Last Updated: Monday, June 18, 2007 | 8:23 AM ET

Police in China spent the weekend making hundreds of arrests in a growing slavery scandal that has appalled the country.

Heng Tinghan, accused of enslaving workers, is escorted by plainclothes officers after being arrested in Shiyan, in China's central Hubei Province, on Sunday.Heng Tinghan, accused of enslaving workers, is escorted by plainclothes officers after being arrested in Shiyan, in China's central Hubei Province, on Sunday.
(EyePress/Associated Press)
Investigators arrested 168 men in the northern provinces of Shanxi and Henan after raiding more than 3,500 brick factories.

The factories kept workers in abysmal conditions, forcing young men and some children to work for more than a year without pay.

People are outraged that some of the slave-network ringleaders appear to include relatives of Communist Party officials.

One of the most wanted men was a foreman named Heng Tinghan, who was caught after police offered a reward. 

State media reported Heng, 42, made a statement in which he declared he felt sorry for the slaves, but didn't feel there was anything particularly wrong with beating them and not paying them for more than a year.

Last week, 35,000 police scoured both provinces and released more than 500 slaves, including 30 children, as well as a number of people with mental disabilities.

Used knives to remove filth

Heng ran a brick kiln that belonged to Wang Bingbing, the son of the village's Communist Party secretary.

When the workers at that kiln were freed, Chinese reporters said their bodies were covered in bruises, burns and scars, and that they were so filthy they used knives to peel off the grime.

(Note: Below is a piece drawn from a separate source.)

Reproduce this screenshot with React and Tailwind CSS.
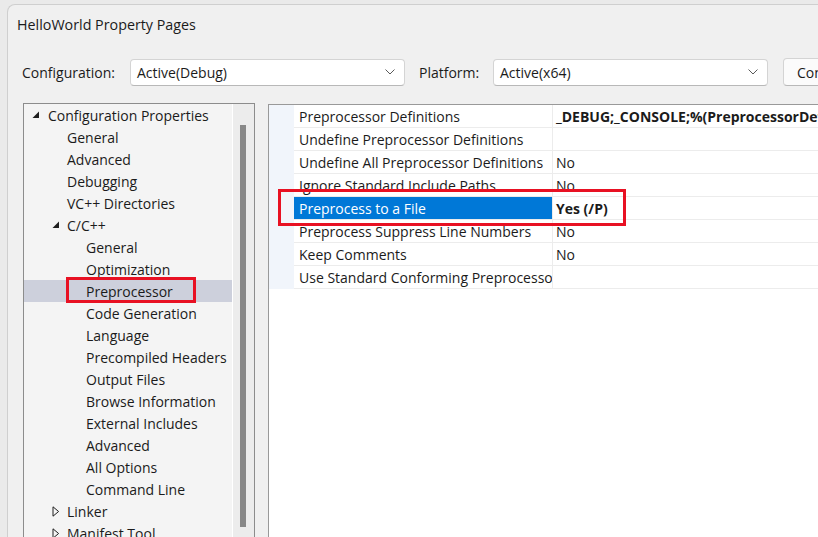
import React from "react";

const tree = [
  { label: "Configuration Properties", level: 0, exp: "open" },
  { label: "General", level: 1 },
  { label: "Advanced", level: 1 },
  { label: "Debugging", level: 1 },
  { label: "VC++ Directories", level: 1 },
  { label: "C/C++", level: 1, exp: "open" },
  { label: "General", level: 2 },
  { label: "Optimization", level: 2 },
  { label: "Preprocessor", level: 2, selected: true },
  { label: "Code Generation", level: 2 },
  { label: "Language", level: 2 },
  { label: "Precompiled Headers", level: 2 },
  { label: "Output Files", level: 2 },
  { label: "Browse Information", level: 2 },
  { label: "External Includes", level: 2 },
  { label: "Advanced", level: 2 },
  { label: "All Options", level: 2 },
  { label: "Command Line", level: 2 },
  { label: "Linker", level: 1, exp: "closed" },
  { label: "Manifest Tool", level: 1, exp: "closed" },
];

const props = [
  { name: "Preprocessor Definitions", value: "_DEBUG;_CONSOLE;%(PreprocessorDefinitions)", bold: true },
  { name: "Undefine Preprocessor Definitions", value: "" },
  { name: "Undefine All Preprocessor Definitions", value: "No" },
  { name: "Ignore Standard Include Paths", value: "No" },
  { name: "Preprocess to a File", value: "Yes (/P)", bold: true, selected: true },
  { name: "Preprocess Suppress Line Numbers", value: "No" },
  { name: "Keep Comments", value: "No" },
  { name: "Use Standard Conforming Preprocessor", value: "" },
];

// tree content starts at x=24
const indent = ["pl-[24px]", "pl-[43px]", "pl-[62px]"];
const arrowPos = ["left-[8px]", "left-[28px]", "left-[47px]"];

function Expander({ kind }) {
  if (kind === "open") {
    return (
      <svg width="8" height="8" viewBox="0 0 8 8" className="block">
        <path d="M7 0.5 L7 7 L0.5 7 Z" fill="#1e1e1e" />
      </svg>
    );
  }
  return (
    <svg width="8" height="11" viewBox="0 0 8 11" className="block">
      <path d="M1 0.8 L6.6 5.5 L1 10.2 Z" fill="none" stroke="#1e1e1e" strokeWidth="1" />
    </svg>
  );
}

function Combo({ text, width }) {
  return (
    <div className={`${width} shrink-0 h-[27px] bg-white border border-[#d4d4d4] border-b-[#b8b8b8] rounded-[4px] flex items-center pl-[6px] pr-[9px]`}>
      <span className="flex-1">{text}</span>
      <svg width="10" height="6" viewBox="0 0 10 6">
        <path d="M0.5 0.5 L5 5 L9.5 0.5" fill="none" stroke="#5a5a5a" strokeWidth="1" />
      </svg>
    </div>
  );
}

export default function App() {
  return (
    <div
      className="w-[818px] h-[537px] overflow-hidden bg-[#eaeaea] text-[#1b1b1b] text-[14px] relative"
      style={{ fontFamily: '"Segoe UI", "Open Sans", sans-serif' }}
    >
      <div className="ml-[7px] mt-[4px] h-[540px] bg-[#f0f0f0] border-l border-t border-[#cfcfcf] rounded-tl-[8px] flex flex-col">
        <div className="h-[39px] pl-[9px] flex items-center text-[14.3px]">HelloWorld Property Pages</div>

        <div className="mt-[14px] pl-[14px] flex items-center whitespace-nowrap">
          <span className="w-[108px] shrink-0">Configuration:</span>
          <Combo text="Active(Debug)" width="w-[275px]" />
          <span className="ml-[14px] w-[74px] shrink-0">Platform:</span>
          <Combo text="Active(x64)" width="w-[275px]" />
          <div className="ml-[15px] h-[28px] w-[180px] shrink-0 bg-[#fbfbfb] border border-[#d4d4d4] border-b-[#b8b8b8] rounded-[4px] flex items-center pl-[13px]">
            Configuration Manager...
          </div>
        </div>

        <div className="mt-[17px] pl-[15px] flex flex-1 min-h-0">
          <div className="w-[232px] shrink-0 border-l border-t border-[#8c8c8c] bg-[#f4f4f4] flex relative">
            <div className="w-[208px] whitespace-nowrap">
              {tree.map((t, i) => (
                <div
                  key={i}
                  className={`relative h-[22px] flex items-center ${indent[t.level]} ${t.selected ? "bg-[#cdd0dc]" : ""}`}
                >
                  {t.exp && (
                    <span className={`absolute ${arrowPos[t.level]} top-0 h-full flex items-center`}>
                      <Expander kind={t.exp} />
                    </span>
                  )}
                  {t.label}
                </div>
              ))}
            </div>
            <div className="w-px bg-white" />
            <div className="flex-1 bg-[#ececec] border-r border-[#8c8c8c] pl-[7px] pt-[21px]">
              <div className="w-[6px] h-[402px] bg-[#888888]" />
            </div>
            <div className="absolute left-[42px] top-[173px] w-[130px] h-[26px] border-[3px] border-[#e81123]" />
          </div>

          <div className="ml-[13px] mt-[1px] flex-1 border-l border-t border-[#999999] bg-white relative overflow-hidden">
            <div className="flex whitespace-nowrap">
              <div className="w-[25px] shrink-0 bg-[#f1f5fb]" />
              <div className="flex-1">
                {props.map((p, i) => (
                  <div key={i} className="h-[23px] flex border-b border-[#ececec]">
                    <div
                      className={`w-[258px] shrink-0 pl-[5px] flex items-center overflow-hidden ${p.selected ? "bg-[#0078d7] text-white" : ""}`}
                    >
                      {p.name}
                    </div>
                    <div className={`flex-1 border-l border-[#ececec] pl-[3px] flex items-center ${p.bold ? "font-bold" : ""}`}>
                      {p.value}
                    </div>
                  </div>
                ))}
              </div>
            </div>
            <div className="absolute left-[9px] top-[84px] w-[348px] h-[37px] border-[3px] border-[#e81123]" />
          </div>
        </div>
      </div>
    </div>
  );
}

The suspicion hanging over the slavery scandal is that police were either indifferent or afraid to take action because of the involvement of Communist officials and their relatives, the CBC's China correspondent Anthony Germain reported Monday.

For months, mothers and fathers went to police saying their young adult children, or teenagers had vanished from train stations and bus depots, but nobody took them seriously.